After a string of bold proposals have fallen through over the years, Bridgeport’s city council is preparing to vote on a plan that could mark the city’s biggest redevelopment in decades.
A $1.5 billion redevelopment of the city-owned Steel Point peninsula is up for a vote before the city council Monday night.
The proposal promises upscale condominiums and townhouses facing Bridgeport Harbor along with stores, restaurants, perhaps hotel and office space. Plans also call for a waterfront esplanade, 350-slip marina and a yacht club.
Backers say the project could eventually generate $30 million a year in taxes and bring thousands of jobs.
However, opponents say plans for Steel Point would make it another just another closed community for the wealthy, doing little for the residents who need affordable housing.
Labor organizers claim that under the agreement between the city and developer, the project would create only dead-end, minimum-wage jobs.
The council is voting on an agreement to sell the city-owned property to developer Midtown Equities LLC of New York.
The agreement outlines commitments for setting aside housing units for buyers of modest means, guarantees of tax revenues that would be paid, and penalties if Midtown didn’t live up to its end of the bargain.
Although Midtown Equities and its investors are assuming most of the cost of the project, the public does have some leverage.
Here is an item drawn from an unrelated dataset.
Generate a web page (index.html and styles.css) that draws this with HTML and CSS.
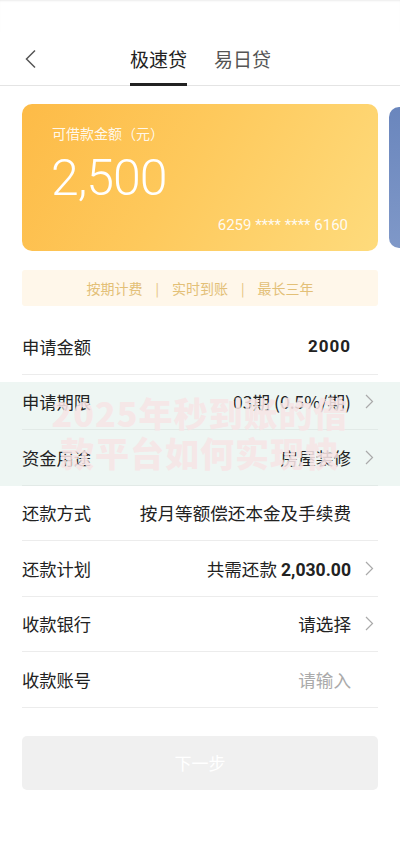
FILE: index.html
```html
<!DOCTYPE html>
<html lang="zh-CN">
<head>
<meta charset="utf-8">
<title>极速贷</title>
<link rel="stylesheet" href="styles.css">
</head>
<body>
<div class="page">
  <div class="statusbar"></div>
  <header class="nav">
    <span class="back">
      <svg width="14" height="20" viewBox="0 0 14 20"><polyline points="11,1.5 2.5,10 11,18.5" fill="none" stroke="#555" stroke-width="1.5"/></svg>
    </span>
    <div class="tabs">
      <span class="tab active">极速贷</span>
      <span class="tab">易日贷</span>
    </div>
  </header>

  <section class="carousel">
    <div class="card gold">
      <div class="card-label">可借款金额（元）</div>
      <div class="card-amount">2,500</div>
      <div class="card-no">6259 **** **** 6160</div>
    </div>
    <div class="card blue"></div>
  </section>

  <div class="strip"><span>按期计费</span><span class="sep">|</span><span>实时到账</span><span class="sep">|</span><span>最长三年</span></div>

  <div class="form">
    <div class="row"><span class="label">申请金额</span><span class="value bold">2000</span><span class="chev empty"></span></div>
    <div class="band">
      <div class="row"><span class="label">申请期限</span><span class="value">03期 (0.5%/期)</span><span class="chev"><svg width="9" height="15" viewBox="0 0 9 15"><polyline points="1,1 7.5,7.5 1,14" fill="none" stroke="#aaa" stroke-width="1.2"/></svg></span></div>
      <div class="row"><span class="label">资金用途</span><span class="value">房屋装修</span><span class="chev"><svg width="9" height="15" viewBox="0 0 9 15"><polyline points="1,1 7.5,7.5 1,14" fill="none" stroke="#aaa" stroke-width="1.2"/></svg></span></div>
      <div class="watermark">2025年秒到账的借<br>款平台如何实现快</div>
    </div>
    <div class="row"><span class="label">还款方式</span><span class="value">按月等额偿还本金及手续费</span><span class="chev empty"></span></div>
    <div class="row"><span class="label">还款计划</span><span class="value">共需还款 <b class="num">2,030.00</b></span><span class="chev"><svg width="9" height="15" viewBox="0 0 9 15"><polyline points="1,1 7.5,7.5 1,14" fill="none" stroke="#aaa" stroke-width="1.2"/></svg></span></div>
    <div class="row"><span class="label">收款银行</span><span class="value">请选择</span><span class="chev"><svg width="9" height="15" viewBox="0 0 9 15"><polyline points="1,1 7.5,7.5 1,14" fill="none" stroke="#aaa" stroke-width="1.2"/></svg></span></div>
    <div class="row"><span class="label">收款账号</span><span class="value placeholder">请输入</span><span class="chev empty"></span></div>
  </div>

  <div class="actions">
    <button class="next">下一步</button>
  </div>
</div>
</body>
</html>
```

FILE: styles.css
```css
* { box-sizing: border-box; }
html, body { margin: 0; padding: 0; background: #fff; }
body {
  font-family: "Noto Sans CJK SC", "Noto Sans", Roboto, sans-serif;
  color: #222;
  width: 400px;
  overflow: hidden;
}
.page { width: 400px; min-height: 866px; }

.statusbar {
  height: 32px;
  box-shadow: inset 0 2px 2px -1px rgba(0,0,0,0.08);
}

.nav {
  height: 54px;
  border-bottom: 1px solid #e4e4e4;
  display: flex;
  align-items: stretch;
  padding-left: 24px;
}
.back {
  display: flex;
  align-items: center;
  width: 106px;
}
.tabs { display: flex; gap: 27px; }
.tab {
  font-size: 19px;
  color: #555;
  display: flex;
  align-items: center;
  padding-top: 2px;
  border-bottom: 3px solid transparent;
  margin-bottom: -1px;
  line-height: 1;
}
.tab.active { color: #222; border-bottom-color: #222; }

.carousel {
  display: flex;
  align-items: center;
  gap: 11px;
  padding: 18px 0 0 22px;
  overflow: hidden;
}
.card {
  flex: 0 0 auto;
  border-radius: 10px;
}
.card.gold {
  width: 356px;
  height: 147px;
  background: linear-gradient(120deg, #fdbb47 0%, #fec95c 45%, #fedb7c 100%);
  padding: 19px 30px 0 30px;
  color: #fff;
  display: flex;
  flex-direction: column;
}
.card.blue {
  width: 40px;
  height: 141px;
  background: linear-gradient(180deg, #6a86bd 0%, #7f98c8 100%);
}
.card-label {
  font-size: 14px;
  line-height: 20px;
  color: rgba(255,255,255,0.9);
}
.card-amount {
  font-family: Roboto, "Noto Sans", sans-serif;
  font-weight: 300;
  font-size: 50px;
  letter-spacing: -1px;
  line-height: 56px;
  margin-top: 7px;
  margin-left: -1px;
}
.card-no {
  font-family: Roboto, "Noto Sans", sans-serif;
  font-size: 15px;
  align-self: flex-end;
  margin-top: 10px;
  color: rgba(255,255,255,0.92);
}

.strip {
  margin: 19px 22px 0;
  height: 36px;
  background: #fff7ea;
  border-radius: 3px;
  color: #e3c077;
  font-size: 14px;
  display: flex;
  align-items: center;
  justify-content: center;
  gap: 13px;
}
.sep { font-size: 13px; }

.form { margin-top: 13px; }
.band {
  position: relative;
  background: linear-gradient(#fff 0, #fff 7px, #eef6f3 7px);
}
.row {
  height: 55.5px;
  margin: 0 22px;
  border-bottom: 1px solid #ececec;
  display: flex;
  align-items: center;
}
.band .row { border-bottom-color: #e2eae7; }
.label { font-size: 17.3px; color: #222; flex: 1; }
.value { font-size: 17.6px; color: #222; }
.value.bold { font-family: Roboto, "Noto Sans", sans-serif; font-weight: 700; letter-spacing: 1px; font-size: 17px; }
.value .num { font-family: Roboto, "Noto Sans", sans-serif; font-weight: 700; }
.value.placeholder { color: #aaa; }
.chev {
  width: 27px;
  display: flex;
  justify-content: flex-end;
  padding-right: 4px;
}

.watermark {
  position: absolute;
  left: 0;
  right: 0;
  top: 18px;
  text-align: center;
  font-size: 34px;
  font-weight: 900;
  line-height: 40px;
  letter-spacing: 1px;
  color: rgba(247, 229, 230, 0.9);
  pointer-events: none;
}

.actions { padding: 28px 22px 0; }
.next {
  width: 100%;
  height: 54px;
  border: none;
  border-radius: 5px;
  background: #f0f0f0;
  color: #fff;
  font-family: "Noto Sans CJK SC", sans-serif;
  font-size: 17px;
}
```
The developer would sell $190 million in bonds to pay for road, sewer and other infrastructure improvements that would be repaid in the future through local taxes.
And the state has already invested $35.6 million for land acquisition, demolition and environmental studies.
The union is demanding that the workers at Steel Point’s various independent venues be paid “prevailing wages,” which are well above Connecticut’s minimum wage of $7.65 an hour.